- Exercise requirements -
Exactly repeat the material, dropping only the pictures.

- Supplied information -
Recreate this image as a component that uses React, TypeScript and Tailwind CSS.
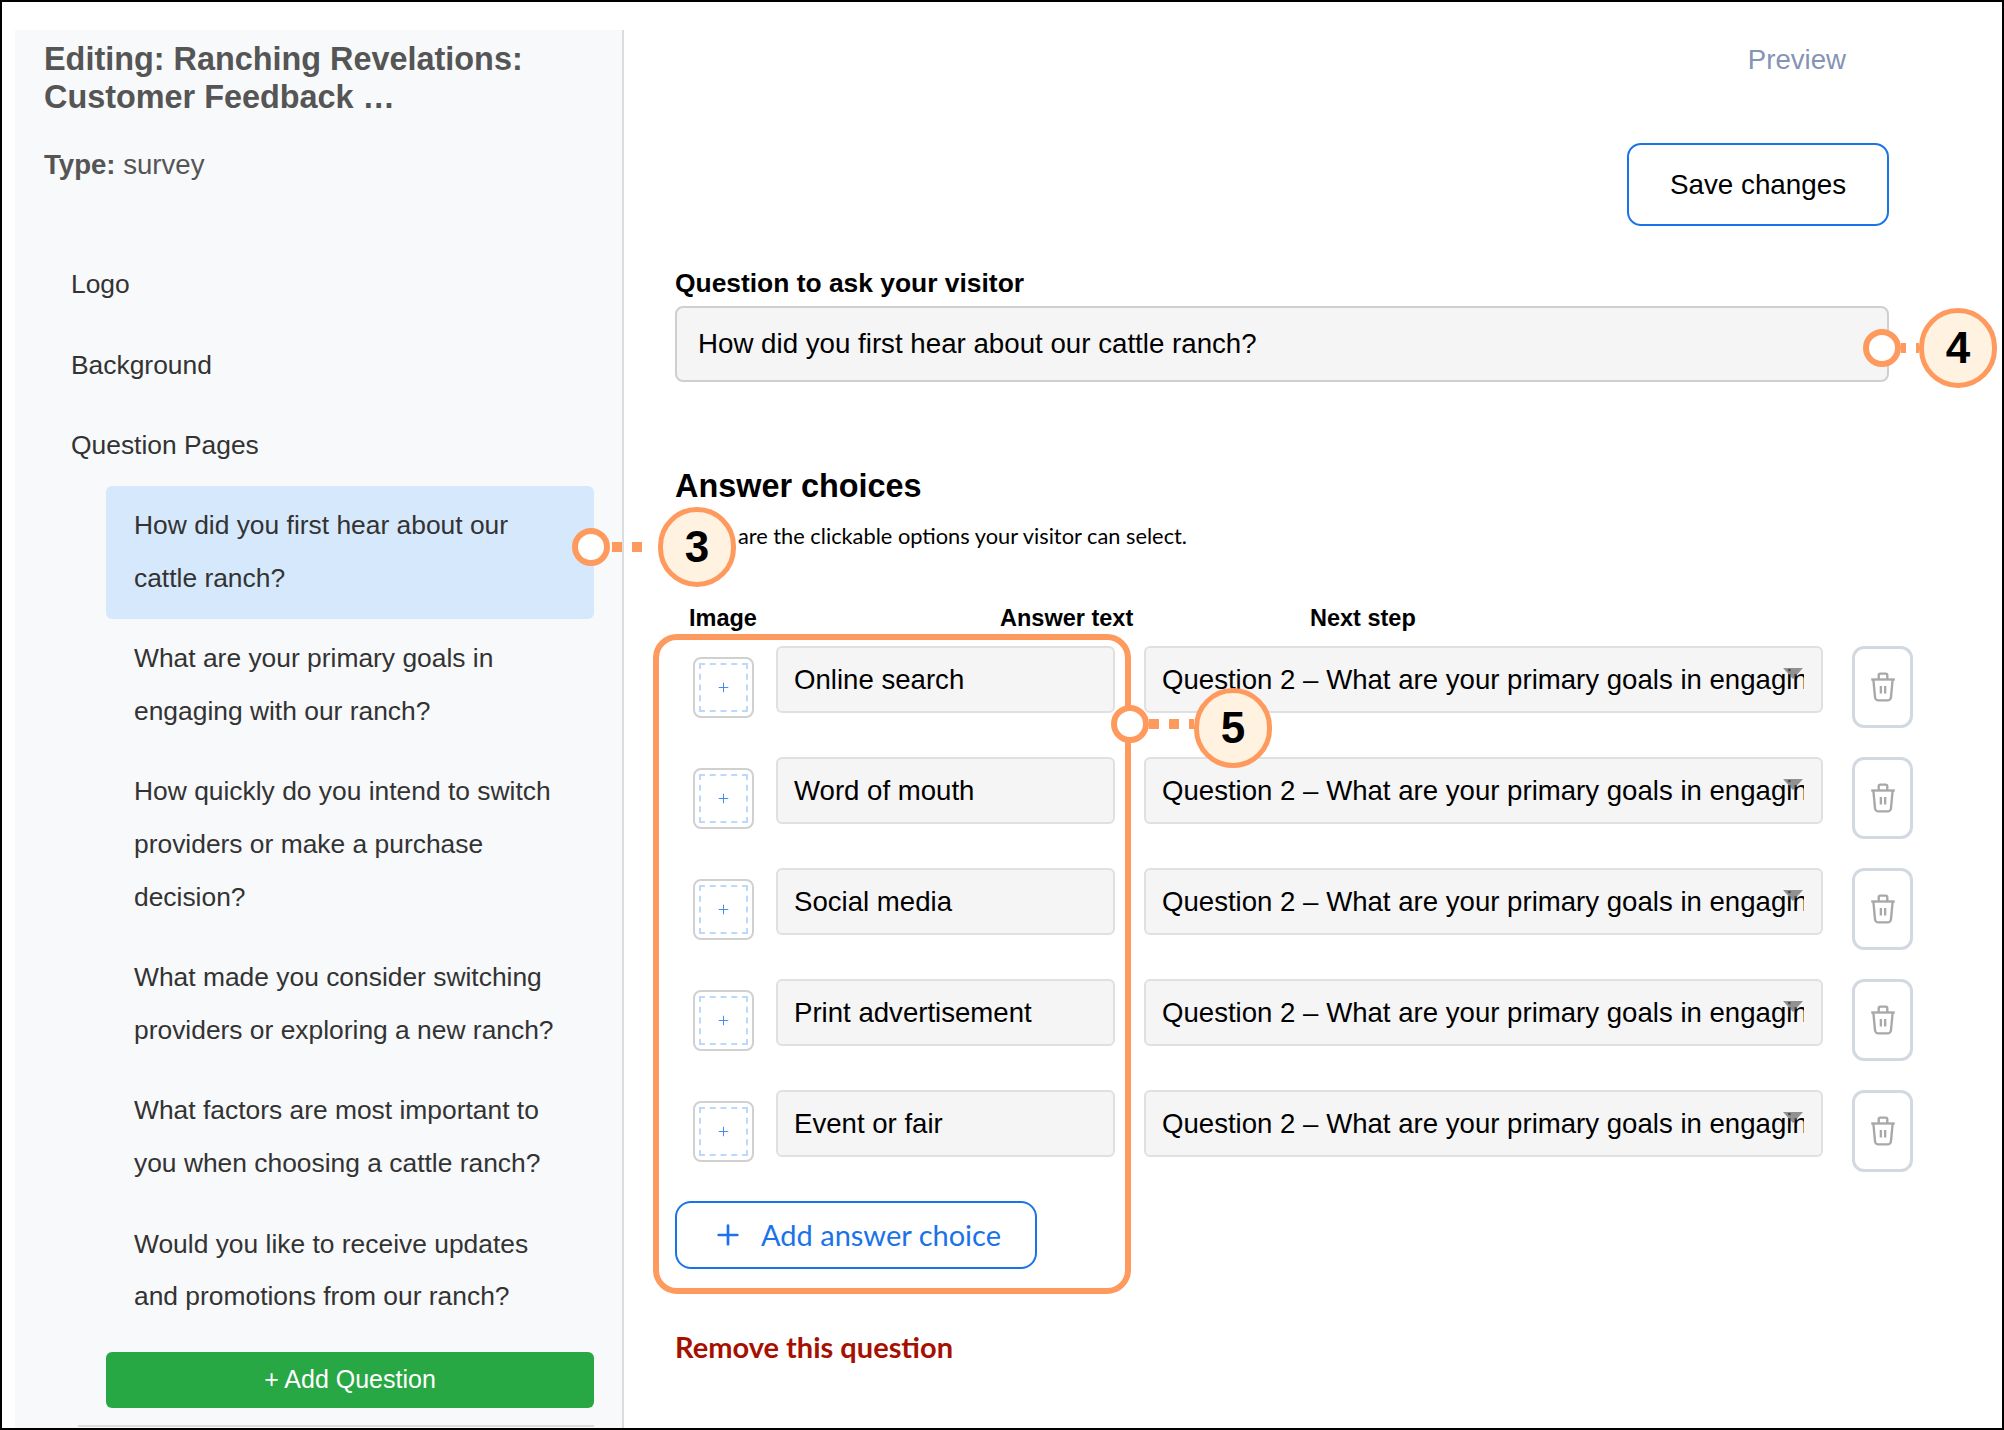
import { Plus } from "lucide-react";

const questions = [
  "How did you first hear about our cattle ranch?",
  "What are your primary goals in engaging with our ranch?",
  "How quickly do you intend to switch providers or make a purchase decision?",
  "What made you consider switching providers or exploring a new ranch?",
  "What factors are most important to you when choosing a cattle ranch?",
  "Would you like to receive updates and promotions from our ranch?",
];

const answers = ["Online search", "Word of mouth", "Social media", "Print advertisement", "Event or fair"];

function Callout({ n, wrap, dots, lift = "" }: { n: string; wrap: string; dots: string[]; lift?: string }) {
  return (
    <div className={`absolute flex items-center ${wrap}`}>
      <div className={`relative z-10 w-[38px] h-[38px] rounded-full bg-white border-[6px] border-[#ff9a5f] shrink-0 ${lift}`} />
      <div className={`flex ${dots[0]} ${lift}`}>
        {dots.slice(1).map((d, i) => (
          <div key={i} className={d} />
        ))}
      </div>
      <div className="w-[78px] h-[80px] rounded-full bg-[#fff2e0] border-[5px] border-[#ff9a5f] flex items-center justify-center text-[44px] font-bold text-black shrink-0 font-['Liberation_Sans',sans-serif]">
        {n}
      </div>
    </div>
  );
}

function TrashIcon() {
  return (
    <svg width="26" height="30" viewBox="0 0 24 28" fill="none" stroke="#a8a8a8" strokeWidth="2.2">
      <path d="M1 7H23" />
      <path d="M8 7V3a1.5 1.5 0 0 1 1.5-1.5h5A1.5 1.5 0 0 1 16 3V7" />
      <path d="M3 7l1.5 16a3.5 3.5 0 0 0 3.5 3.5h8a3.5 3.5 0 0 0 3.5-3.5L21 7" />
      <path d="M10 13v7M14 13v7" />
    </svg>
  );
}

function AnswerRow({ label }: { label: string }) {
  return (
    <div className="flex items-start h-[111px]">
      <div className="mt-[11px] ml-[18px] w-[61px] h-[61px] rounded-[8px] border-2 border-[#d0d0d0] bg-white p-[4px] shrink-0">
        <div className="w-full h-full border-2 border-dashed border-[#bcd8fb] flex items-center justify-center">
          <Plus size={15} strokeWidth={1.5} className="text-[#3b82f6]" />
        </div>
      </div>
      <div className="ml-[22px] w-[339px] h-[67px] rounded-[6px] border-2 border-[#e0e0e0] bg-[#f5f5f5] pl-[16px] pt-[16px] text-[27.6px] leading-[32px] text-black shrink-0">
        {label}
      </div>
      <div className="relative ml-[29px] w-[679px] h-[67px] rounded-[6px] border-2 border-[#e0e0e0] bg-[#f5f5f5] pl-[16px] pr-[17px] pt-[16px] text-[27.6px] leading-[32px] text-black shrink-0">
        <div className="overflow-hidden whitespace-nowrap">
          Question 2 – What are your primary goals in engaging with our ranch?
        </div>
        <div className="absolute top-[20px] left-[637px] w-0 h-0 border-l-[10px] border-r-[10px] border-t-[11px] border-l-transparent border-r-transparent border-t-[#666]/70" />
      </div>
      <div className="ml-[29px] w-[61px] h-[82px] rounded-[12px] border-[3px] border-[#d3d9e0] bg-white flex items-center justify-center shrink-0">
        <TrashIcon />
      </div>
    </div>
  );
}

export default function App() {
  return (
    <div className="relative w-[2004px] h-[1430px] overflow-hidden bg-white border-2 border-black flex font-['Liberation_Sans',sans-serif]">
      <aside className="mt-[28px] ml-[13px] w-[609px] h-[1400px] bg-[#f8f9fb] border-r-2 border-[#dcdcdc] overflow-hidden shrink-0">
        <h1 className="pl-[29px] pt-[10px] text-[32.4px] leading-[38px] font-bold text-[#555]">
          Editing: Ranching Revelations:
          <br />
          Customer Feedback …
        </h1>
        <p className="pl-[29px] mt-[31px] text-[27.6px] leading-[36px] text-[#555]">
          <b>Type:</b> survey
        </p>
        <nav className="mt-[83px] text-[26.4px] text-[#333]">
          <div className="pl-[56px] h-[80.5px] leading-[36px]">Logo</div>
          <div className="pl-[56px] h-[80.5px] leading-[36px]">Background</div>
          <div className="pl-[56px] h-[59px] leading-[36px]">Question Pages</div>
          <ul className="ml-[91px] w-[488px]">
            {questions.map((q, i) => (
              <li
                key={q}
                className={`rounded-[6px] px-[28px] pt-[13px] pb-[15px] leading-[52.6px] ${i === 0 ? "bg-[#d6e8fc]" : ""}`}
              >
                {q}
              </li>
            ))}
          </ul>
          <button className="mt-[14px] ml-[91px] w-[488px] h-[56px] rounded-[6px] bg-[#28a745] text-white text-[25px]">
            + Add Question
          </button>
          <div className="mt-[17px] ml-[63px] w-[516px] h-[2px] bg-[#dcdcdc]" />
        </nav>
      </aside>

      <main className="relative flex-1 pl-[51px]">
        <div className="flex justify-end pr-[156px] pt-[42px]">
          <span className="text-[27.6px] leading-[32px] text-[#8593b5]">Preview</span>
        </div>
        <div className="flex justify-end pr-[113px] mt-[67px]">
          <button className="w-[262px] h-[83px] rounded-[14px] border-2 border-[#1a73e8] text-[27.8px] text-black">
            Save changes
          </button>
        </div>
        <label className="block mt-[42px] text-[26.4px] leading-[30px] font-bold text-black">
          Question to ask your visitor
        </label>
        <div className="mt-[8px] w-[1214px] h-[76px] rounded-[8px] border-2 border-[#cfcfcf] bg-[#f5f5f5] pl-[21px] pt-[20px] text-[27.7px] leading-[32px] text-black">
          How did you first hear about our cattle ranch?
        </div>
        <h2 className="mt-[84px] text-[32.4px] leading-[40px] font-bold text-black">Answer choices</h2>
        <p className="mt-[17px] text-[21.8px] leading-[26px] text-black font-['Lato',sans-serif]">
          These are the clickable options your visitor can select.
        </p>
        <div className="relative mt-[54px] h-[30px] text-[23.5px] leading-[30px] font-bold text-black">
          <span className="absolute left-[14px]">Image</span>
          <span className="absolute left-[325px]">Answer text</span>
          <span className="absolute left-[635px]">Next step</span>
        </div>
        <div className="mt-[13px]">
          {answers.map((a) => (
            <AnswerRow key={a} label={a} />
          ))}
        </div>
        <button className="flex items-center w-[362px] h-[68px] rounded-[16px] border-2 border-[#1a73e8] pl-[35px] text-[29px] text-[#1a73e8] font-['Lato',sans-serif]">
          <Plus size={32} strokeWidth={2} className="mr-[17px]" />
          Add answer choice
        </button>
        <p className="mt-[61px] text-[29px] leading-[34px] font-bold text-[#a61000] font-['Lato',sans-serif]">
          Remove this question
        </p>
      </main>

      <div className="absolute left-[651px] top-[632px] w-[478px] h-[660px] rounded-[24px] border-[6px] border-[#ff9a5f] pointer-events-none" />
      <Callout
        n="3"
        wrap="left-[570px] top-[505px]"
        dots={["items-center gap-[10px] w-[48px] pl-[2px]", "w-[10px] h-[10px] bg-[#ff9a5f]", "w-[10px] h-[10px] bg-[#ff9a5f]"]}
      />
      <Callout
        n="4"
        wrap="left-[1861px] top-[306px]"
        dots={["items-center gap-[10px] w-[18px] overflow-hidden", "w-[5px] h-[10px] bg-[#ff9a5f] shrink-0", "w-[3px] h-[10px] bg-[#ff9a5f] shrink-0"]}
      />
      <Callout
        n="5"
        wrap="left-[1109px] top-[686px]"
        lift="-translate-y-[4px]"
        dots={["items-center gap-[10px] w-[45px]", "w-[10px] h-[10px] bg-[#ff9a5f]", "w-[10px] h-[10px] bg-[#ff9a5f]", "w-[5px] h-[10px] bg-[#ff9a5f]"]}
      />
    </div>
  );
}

- Written reply -
Recreate this image as a component that uses React, TypeScript and Tailwind CSS.
import { Plus } from "lucide-react";

const questions = [
  "How did you first hear about our cattle ranch?",
  "What are your primary goals in engaging with our ranch?",
  "How quickly do you intend to switch providers or make a purchase decision?",
  "What made you consider switching providers or exploring a new ranch?",
  "What factors are most important to you when choosing a cattle ranch?",
  "Would you like to receive updates and promotions from our ranch?",
];

const answers = ["Online search", "Word of mouth", "Social media", "Print advertisement", "Event or fair"];

function Callout({ n, wrap, dots, lift = "" }: { n: string; wrap: string; dots: string[]; lift?: string }) {
  return (
    <div className={`absolute flex items-center ${wrap}`}>
      <div className={`relative z-10 w-[38px] h-[38px] rounded-full bg-white border-[6px] border-[#ff9a5f] shrink-0 ${lift}`} />
      <div className={`flex ${dots[0]} ${lift}`}>
        {dots.slice(1).map((d, i) => (
          <div key={i} className={d} />
        ))}
      </div>
      <div className="w-[78px] h-[80px] rounded-full bg-[#fff2e0] border-[5px] border-[#ff9a5f] flex items-center justify-center text-[44px] font-bold text-black shrink-0 font-['Liberation_Sans',sans-serif]">
        {n}
      </div>
    </div>
  );
}

function TrashIcon() {
  return (
    <svg width="26" height="30" viewBox="0 0 24 28" fill="none" stroke="#a8a8a8" strokeWidth="2.2">
      <path d="M1 7H23" />
      <path d="M8 7V3a1.5 1.5 0 0 1 1.5-1.5h5A1.5 1.5 0 0 1 16 3V7" />
      <path d="M3 7l1.5 16a3.5 3.5 0 0 0 3.5 3.5h8a3.5 3.5 0 0 0 3.5-3.5L21 7" />
      <path d="M10 13v7M14 13v7" />
    </svg>
  );
}

function AnswerRow({ label }: { label: string }) {
  return (
    <div className="flex items-start h-[111px]">
      <div className="mt-[11px] ml-[18px] w-[61px] h-[61px] rounded-[8px] border-2 border-[#d0d0d0] bg-white p-[4px] shrink-0">
        <div className="w-full h-full border-2 border-dashed border-[#bcd8fb] flex items-center justify-center">
          <Plus size={15} strokeWidth={1.5} className="text-[#3b82f6]" />
        </div>
      </div>
      <div className="ml-[22px] w-[339px] h-[67px] rounded-[6px] border-2 border-[#e0e0e0] bg-[#f5f5f5] pl-[16px] pt-[16px] text-[27.6px] leading-[32px] text-black shrink-0">
        {label}
      </div>
      <div className="relative ml-[29px] w-[679px] h-[67px] rounded-[6px] border-2 border-[#e0e0e0] bg-[#f5f5f5] pl-[16px] pr-[17px] pt-[16px] text-[27.6px] leading-[32px] text-black shrink-0">
        <div className="overflow-hidden whitespace-nowrap">
          Question 2 – What are your primary goals in engaging with our ranch?
        </div>
        <div className="absolute top-[20px] left-[637px] w-0 h-0 border-l-[10px] border-r-[10px] border-t-[11px] border-l-transparent border-r-transparent border-t-[#666]/70" />
      </div>
      <div className="ml-[29px] w-[61px] h-[82px] rounded-[12px] border-[3px] border-[#d3d9e0] bg-white flex items-center justify-center shrink-0">
        <TrashIcon />
      </div>
    </div>
  );
}

export default function App() {
  return (
    <div className="relative w-[2004px] h-[1430px] overflow-hidden bg-white border-2 border-black flex font-['Liberation_Sans',sans-serif]">
      <aside className="mt-[28px] ml-[13px] w-[609px] h-[1400px] bg-[#f8f9fb] border-r-2 border-[#dcdcdc] overflow-hidden shrink-0">
        <h1 className="pl-[29px] pt-[10px] text-[32.4px] leading-[38px] font-bold text-[#555]">
          Editing: Ranching Revelations:
          <br />
          Customer Feedback …
        </h1>
        <p className="pl-[29px] mt-[31px] text-[27.6px] leading-[36px] text-[#555]">
          <b>Type:</b> survey
        </p>
        <nav className="mt-[83px] text-[26.4px] text-[#333]">
          <div className="pl-[56px] h-[80.5px] leading-[36px]">Logo</div>
          <div className="pl-[56px] h-[80.5px] leading-[36px]">Background</div>
          <div className="pl-[56px] h-[59px] leading-[36px]">Question Pages</div>
          <ul className="ml-[91px] w-[488px]">
            {questions.map((q, i) => (
              <li
                key={q}
                className={`rounded-[6px] px-[28px] pt-[13px] pb-[15px] leading-[52.6px] ${i === 0 ? "bg-[#d6e8fc]" : ""}`}
              >
                {q}
              </li>
            ))}
          </ul>
          <button className="mt-[14px] ml-[91px] w-[488px] h-[56px] rounded-[6px] bg-[#28a745] text-white text-[25px]">
            + Add Question
          </button>
          <div className="mt-[17px] ml-[63px] w-[516px] h-[2px] bg-[#dcdcdc]" />
        </nav>
      </aside>

      <main className="relative flex-1 pl-[51px]">
        <div className="flex justify-end pr-[156px] pt-[42px]">
          <span className="text-[27.6px] leading-[32px] text-[#8593b5]">Preview</span>
        </div>
        <div className="flex justify-end pr-[113px] mt-[67px]">
          <button className="w-[262px] h-[83px] rounded-[14px] border-2 border-[#1a73e8] text-[27.8px] text-black">
            Save changes
          </button>
        </div>
        <label className="block mt-[42px] text-[26.4px] leading-[30px] font-bold text-black">
          Question to ask your visitor
        </label>
        <div className="mt-[8px] w-[1214px] h-[76px] rounded-[8px] border-2 border-[#cfcfcf] bg-[#f5f5f5] pl-[21px] pt-[20px] text-[27.7px] leading-[32px] text-black">
          How did you first hear about our cattle ranch?
        </div>
        <h2 className="mt-[84px] text-[32.4px] leading-[40px] font-bold text-black">Answer choices</h2>
        <p className="mt-[17px] text-[21.8px] leading-[26px] text-black font-['Lato',sans-serif]">
          These are the clickable options your visitor can select.
        </p>
        <div className="relative mt-[54px] h-[30px] text-[23.5px] leading-[30px] font-bold text-black">
          <span className="absolute left-[14px]">Image</span>
          <span className="absolute left-[325px]">Answer text</span>
          <span className="absolute left-[635px]">Next step</span>
        </div>
        <div className="mt-[13px]">
          {answers.map((a) => (
            <AnswerRow key={a} label={a} />
          ))}
        </div>
        <button className="flex items-center w-[362px] h-[68px] rounded-[16px] border-2 border-[#1a73e8] pl-[35px] text-[29px] text-[#1a73e8] font-['Lato',sans-serif]">
          <Plus size={32} strokeWidth={2} className="mr-[17px]" />
          Add answer choice
        </button>
        <p className="mt-[61px] text-[29px] leading-[34px] font-bold text-[#a61000] font-['Lato',sans-serif]">
          Remove this question
        </p>
      </main>

      <div className="absolute left-[651px] top-[632px] w-[478px] h-[660px] rounded-[24px] border-[6px] border-[#ff9a5f] pointer-events-none" />
      <Callout
        n="3"
        wrap="left-[570px] top-[505px]"
        dots={["items-center gap-[10px] w-[48px] pl-[2px]", "w-[10px] h-[10px] bg-[#ff9a5f]", "w-[10px] h-[10px] bg-[#ff9a5f]"]}
      />
      <Callout
        n="4"
        wrap="left-[1861px] top-[306px]"
        dots={["items-center gap-[10px] w-[18px] overflow-hidden", "w-[5px] h-[10px] bg-[#ff9a5f] shrink-0", "w-[3px] h-[10px] bg-[#ff9a5f] shrink-0"]}
      />
      <Callout
        n="5"
        wrap="left-[1109px] top-[686px]"
        lift="-translate-y-[4px]"
        dots={["items-center gap-[10px] w-[45px]", "w-[10px] h-[10px] bg-[#ff9a5f]", "w-[10px] h-[10px] bg-[#ff9a5f]", "w-[5px] h-[10px] bg-[#ff9a5f]"]}
      />
    </div>
  );
}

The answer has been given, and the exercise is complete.